Astronomen beobachten erstmals Umgebung zweier supermassereicher Schwarzer Löcher auf Kollisionskurs

Einem internationalen Forscherteam ist es erstmals gelungen, die Umgebung von zwei auf Kollisionskurs befindlichen supermassereichen Schwarzen Löcher mit hoher Auflösung zu beobachten. Dabei zeigte sich zur Überraschung der Astronomen, dass sich von außen auf die Schwarzen Löcher zuströmendes Gas nicht in einer Scheibe ansammelt, sondern chaotische Strömungen bildet. Die Beobachtung dieser Prozesse könne künftig wichtige Informationen zur Entwicklung von Galaxien in der kosmischen Geschichte liefern, schreiben die Wissenschaftler im Fachblatt „Astrophysical Journal“.

Das 400 Millionen Lichtjahre entfernte Sternsystem NGC 6240 besitzt eine ungewöhnlich unregelmäßige Form: Sie besteht ursprünglich aus zwei Galaxien, die seit Millionen von Jahren miteinander verschmelzen. Da jede der Galaxien in ihrem Zentrum ein supermassereiches Schwarzes Loch besitzt, nähern sich im Laufe der Verschmelzung auch diese Schwarzen Löcher einander an und kollidieren schließlich miteinander. Solche Verschmelzungen spielen eine wichtige Rolle bei der Entwicklung der Galaxien. Doch wie genau die Annäherung der Schwarzen Löcher im Detail verläuft und welchen Einfluss sie auf die ihre Umgebung hat, ist bislang nicht bekannt.

„Der Schlüssel zum Verständnis einer solchen Galaxie ist das Gas“, erklärt Ezequiel Treister von der Universität Santiago in Chile. „Denn dieses Gas ist für die Entstehung neuer Sterne nötig. Es strömt aber auch in die Schwarzen Löcher und erlaubt ihnen, anzuwachsen.“ Um die Bewegung des Gases in der Umgebung der Schwarzen Löcher zu beobachten, nutzen Treister und seine Kollegen ALMA, das Atacama Large Millimeter/Submillimeter Array, eine aus insgesamt 66 Antennen mit sieben bis zwölf Metern Durchmesser bestehende Teleskopanlage auf dem 5000 Meter hohen Chajnantor-Plateau in der Atacamawüste in den nordchilenischen Anden.
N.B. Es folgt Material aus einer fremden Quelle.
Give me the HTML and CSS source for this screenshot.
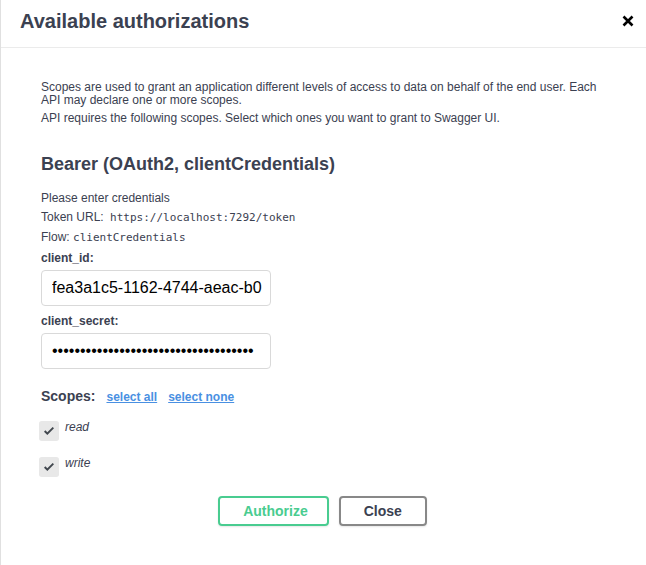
FILE: index.html
```html
<!DOCTYPE html>
<html>
<head>
<meta charset="utf-8">
<link rel="stylesheet" href="styles.css">
</head>
<body>
<div class="modal">
  <div class="modal-header">
    <h3 class="modal-title">Available authorizations</h3>
    <button class="close-btn" aria-label="Close">
      <svg width="12" height="12" viewBox="0 0 12 12"><path d="M1.5 1.5 L10.5 10.5 M10.5 1.5 L1.5 10.5" stroke="#000" stroke-width="2.6" stroke-linecap="butt"/></svg>
    </button>
  </div>
  <div class="modal-content">
    <div class="auth-container">
      <div class="scopes-desc">
        <p class="desc">Scopes are used to grant an application different levels of access to data on behalf of the end user. Each API may declare one or more scopes.</p>
        <p class="desc">API requires the following scopes. Select which ones you want to grant to Swagger UI.</p>
      </div>
      <h4 class="auth-title">Bearer (OAuth2, clientCredentials)</h4>
      <p class="info">Please enter credentials</p>
      <p class="info">Token URL: <code class="mono url">https://localhost:7292/token</code></p>
      <p class="info">Flow: <code class="mono">clientCredentials</code></p>
      <div class="field">
        <label class="field-label">client_id:</label>
        <input class="text-input" type="text" value="fea3a1c5-1162-4744-aeac-b0">
      </div>
      <div class="field">
        <label class="field-label">client_secret:</label>
        <input class="text-input secret" type="password" value="xxxxxxxxxxxxxxxxxxxxxxxxxxxxxxxxxxxx">
      </div>
      <div class="scopes">
        <div class="scopes-head">
          <span class="scopes-label">Scopes:</span>
          <a class="link" href="#">select all</a>
          <a class="link" href="#">select none</a>
        </div>
        <div class="scope-item">
          <span class="check"><svg width="10" height="8" viewBox="3 7 10 8"><path fill="#41474E" d="M6.333 15L3 11.667l1.333-1.334 2 2L11.667 7 13 8.333z"/></svg></span>
          <span class="scope-name">read</span>
        </div>
        <div class="scope-item">
          <span class="check"><svg width="10" height="8" viewBox="3 7 10 8"><path fill="#41474E" d="M6.333 15L3 11.667l1.333-1.334 2 2L11.667 7 13 8.333z"/></svg></span>
          <span class="scope-name">write</span>
        </div>
      </div>
      <div class="btn-row">
        <button class="btn authorize">Authorize</button>
        <button class="btn close">Close</button>
      </div>
    </div>
  </div>
</div>
</body>
</html>
```
FILE: styles.css
```css
html, body {
  margin: 0;
  padding: 0;
  background: #fff;
}
body {
  font-family: "Liberation Sans", Arial, sans-serif;
  color: #3b4151;
}
.modal {
  width: 646px;
  height: 565px;
  border-left: 1px solid #e0e0e0;
  box-sizing: border-box;
}
.modal-header {
  display: flex;
  align-items: center;
  height: 47px;
  border-bottom: 1px solid #ebebeb;
}
.modal-title {
  flex: 1;
  margin: 0;
  padding: 0 0 0 19px;
  font-size: 20px;
  font-weight: 700;
  color: #3b4151;
  position: relative;
  top: -2px;
}
.close-btn {
  border: none;
  background: none;
  padding: 0;
  margin: 0 12px 5px 0;
  width: 12px;
  height: 12px;
  display: flex;
}
.modal-content {
  padding: 20px;
}
.auth-container {
  padding: 10px 20px;
}
.scopes-desc {
  padding-top: 3px;
}
.desc {
  margin: 0 0 5px;
  font-size: 12px;
  line-height: 13px;
}
.auth-title {
  margin: 29px 0 16px;
  font-size: 18px;
  font-weight: 700;
  color: #3b4151;
}
.info {
  margin: 0 0 5px;
  font-size: 12px;
  line-height: 14px;
}
.mono {
  font-family: "DejaVu Sans Mono", "Liberation Mono", monospace;
  font-size: 11px;
}
.url {
  margin-left: 3px;
}
.field {
  display: flex;
  flex-direction: column;
  align-items: flex-start;
}
.field-label {
  font-size: 12px;
  font-weight: 700;
  margin: 1px 0 0;
  line-height: 14px;
}
.text-input {
  box-sizing: border-box;
  width: 230px;
  height: 36px;
  margin: 5px 0 7px;
  padding: 8px 2px 8px 10px;
  border: 1px solid #d9d9d9;
  border-radius: 4px;
  font-family: "Liberation Sans", Arial, sans-serif;
  font-size: 16px;
  color: #000;
  background: #fff;
}
.secret {
  font-size: 16px;
}
.scopes {
  margin-top: 12px;
}
.scopes-head {
  display: flex;
  align-items: baseline;
  gap: 11px;
}
.scopes-label {
  font-size: 14px;
  font-weight: 700;
}
.link {
  font-size: 12px;
  font-weight: 700;
  color: #4990e2;
  text-decoration: underline;
}
.scope-item {
  display: flex;
  align-items: flex-start;
  margin-top: 16px;
}
.scope-item + .scope-item {
  margin-top: 17px;
}
.check {
  width: 16px;
  height: 16px;
  margin: 3px 8px 0 0;
  border-radius: 1px;
  background: #e8e8e8;
  box-shadow: 0 0 0 2px #e8e8e8;
  display: flex;
  align-items: center;
  justify-content: center;
}
.scope-name {
  font-size: 12px;
  font-style: italic;
  line-height: 14px;
}
.btn-row {
  display: flex;
  justify-content: center;
  gap: 10px;
  margin-top: 21px;
  margin-left: -21px;
  margin-right: -19px;
}
.btn {
  font-family: "Liberation Sans", Arial, sans-serif;
  font-size: 14px;
  font-weight: 700;
  padding: 5px 23px;
  border: 2px solid #888;
  border-radius: 4px;
  background: transparent;
  color: #3b4151;
  box-shadow: 0 1px 2px rgba(0,0,0,.1);
  line-height: 16px;
}
.btn.authorize {
  padding: 5px 19px 5px 23px;
  border-color: #49cc90;
  color: #49cc90;
}
```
„Unsere neuen ALMA-Aufnahmen zeigen erstmals, wie viel Gas sich im Einflussbereich der Schwarzen Löcher befindet“, sagt Anne Medling von der University of Toledo in den USA. Und das ist mit etwa neun Milliarden Sonnenmassen erheblich mehr als zuvor angenommen. Damit müssen die Forscher die Abschätzungen der Masse der Schwarzen Löcher von bislang einer Milliarde auf einige hundert Millionen Sonnenmassen nach unten korrigieren. „Wir vermuten daher, dass die bisherigen Massen-Schätzungen bei ähnlichen Systemen ebenfalls deutlich zu hoch sind“, so Medling.

Überraschend für die Astronomen ist auch die Bewegung des Gases in der Umgebung der Schwarzen Löcher. Statt der erwarteten rotierenden Scheibe stießen die Forscher auf chaotische Strömungen, Filamente und Blasen. „Ein Teil des Gases wird sogar mit Geschwindigkeiten von bis zu 500 Kilometern pro Sekunde nach außen katapultiert“, stellt Treister fest. „Wir wissen bislang nicht, was diese Strömungen verursacht.“ Sie könnten aber eine wichtige Rolle bei der Sternentstehung in dem verschmelzenden Sternsystem spielen. Solche detaillierten Beobachtungen können daher neue Einblicke in die Prozesse während der Verschmelzung von Galaxien geben.